GREATEST GOALIE IN THE PL
Former Blues goalkeeper Matej Delac believes that Cech is the greatest goalkeeper to ever play in the Premier League, although he adds that there is much more to him than what you see on the pitch.
“Petr helped me a lot, especially the first two years when I arrived,” Delac told Goal. “Everything was new to me and it was not easy to adapt to English football when you come from the lower divisions in Croatia. So he helped me with advice and everything.

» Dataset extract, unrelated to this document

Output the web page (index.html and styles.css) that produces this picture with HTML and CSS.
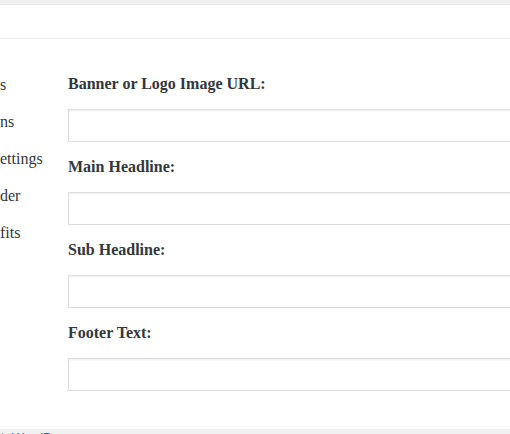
FILE: index.html
```html
<!DOCTYPE html>
<html lang="en">
<head>
  <meta charset="UTF-8" />
  <title>Landing Page Settings</title>
  <link rel="stylesheet" href="styles.css">
</head>
<body>
  <div class="topbar"></div>
  <div class="page-header"></div>

  <div class="layout">
    <ul class="side-nav">
      <li>s</li>
      <li>ns</li>
      <li>ettings</li>
      <li>der</li>
      <li>fits</li>
    </ul>

    <form class="settings-form">
      <div class="field">
        <label for="banner">Banner or Logo Image URL:</label>
        <input type="text" id="banner" />
      </div>
      <div class="field">
        <label for="headline">Main Headline:</label>
        <input type="text" id="headline" />
      </div>
      <div class="field">
        <label for="subheadline">Sub Headline:</label>
        <input type="text" id="subheadline" />
      </div>
      <div class="field">
        <label for="footer">Footer Text:</label>
        <input type="text" id="footer" />
      </div>
    </form>
  </div>

  <footer class="wp-footer">
    <span>h <a href="#">WordPress</a>.</span>
  </footer>
</body>
</html>
```

FILE: styles.css
```css
* {
  box-sizing: border-box;
}

body {
  margin: 0;
  font-family: "Liberation Serif", serif;
  color: #32373c;
  background-color: #fff;
  overflow: hidden;
}

.topbar {
  height: 5px;
  background-color: #f1f1f1;
  border-bottom: 1px solid #e5e5e5;
}

.page-header {
  height: 34px;
  border-bottom: 1px solid #eee;
}

.layout {
  display: flex;
  height: 390px;
}

.side-nav {
  list-style: none;
  margin: 0;
  padding: 27px 0 0;
  width: 68px;
  flex-shrink: 0;
  font-size: 16px;
  line-height: 37px;
  color: #32373c;
}

.settings-form {
  width: 520px;
  flex-shrink: 0;
  padding-top: 35px;
}

.field {
  margin-bottom: 15px;
}

.field label {
  display: block;
  font-size: 16px;
  font-weight: bold;
  line-height: 20px;
  margin-bottom: 15px;
  color: #32373c;
}

.field input {
  display: block;
  width: 100%;
  height: 33px;
  border: 1px solid #ddd;
  box-shadow: inset 0 1px 2px rgba(0,0,0,0.07);
  background: #fff;
}

.wp-footer {
  background-color: #f1f1f1;
  height: 20px;
  padding-top: 1px;
  font-family: "Liberation Sans", sans-serif;
  font-style: italic;
  font-size: 13px;
  color: #777;
}

.wp-footer a {
  color: #0073aa;
  text-decoration: none;
}
```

Delac on Cech “He even found me a club [to go on loan to] in the Czech Republic. It was he who found me the club. Yes, he helped me a lot. I am still in contact with him. He is a very important guy in my career.”
CRITICISM ON PLAYER POWER
One criticism that has been levied on Cech and other Blues greats like John Terry and Frank Lampard is that they used their player power to get rid of Chelsea managers that they did not like.
Many of Cech’s former Chelsea team-mates are going on to achieve great things in their post-playing days.
Lampard is one such man, reaching the Championship play-off final with Derby County in his first season as a manager. The former midfielder has spoken out against this accusation of player power.
“The strength was that the dressing room wanted to win and had a real desire to be winners,” Lampard told Goal. “That’s certainly what I want in a dressing room, as a manager now. It is a very cheap and easy statement to say a problem at Chelsea is player power.
“Chelsea is a club that has changed managers. It is a club that demand results. I think rightly so, it has gone into that bracket now and it has a way of working. I think as a player, all I would worry about is what I did every week. Was I at my best?
“All John Terry worried about was that. Didier Drogba, Michael Ballack, Petr Cech and Ashley Cole. They were all great professionals. So if you call having strong personalities player power, then I think that’s a cheap and easy way to look at it.
ROLL OF HONOUR AND ACHIEVEMENTS
Cech’s roll of honor and achievements from his career is enviable. Four Premier League titles, five FA Cups, three League Cups, a Champions League, Europa League, UEFA Under-21 Championship, a record 124 caps for the Czech Republic, a nine-time Player of the Year in his country, a record 202 Premier League clean sheets – the list goes on and on. Cech retires on Wednesday as an all-time great of the game – and perhaps the best goalkeeper to have played in England.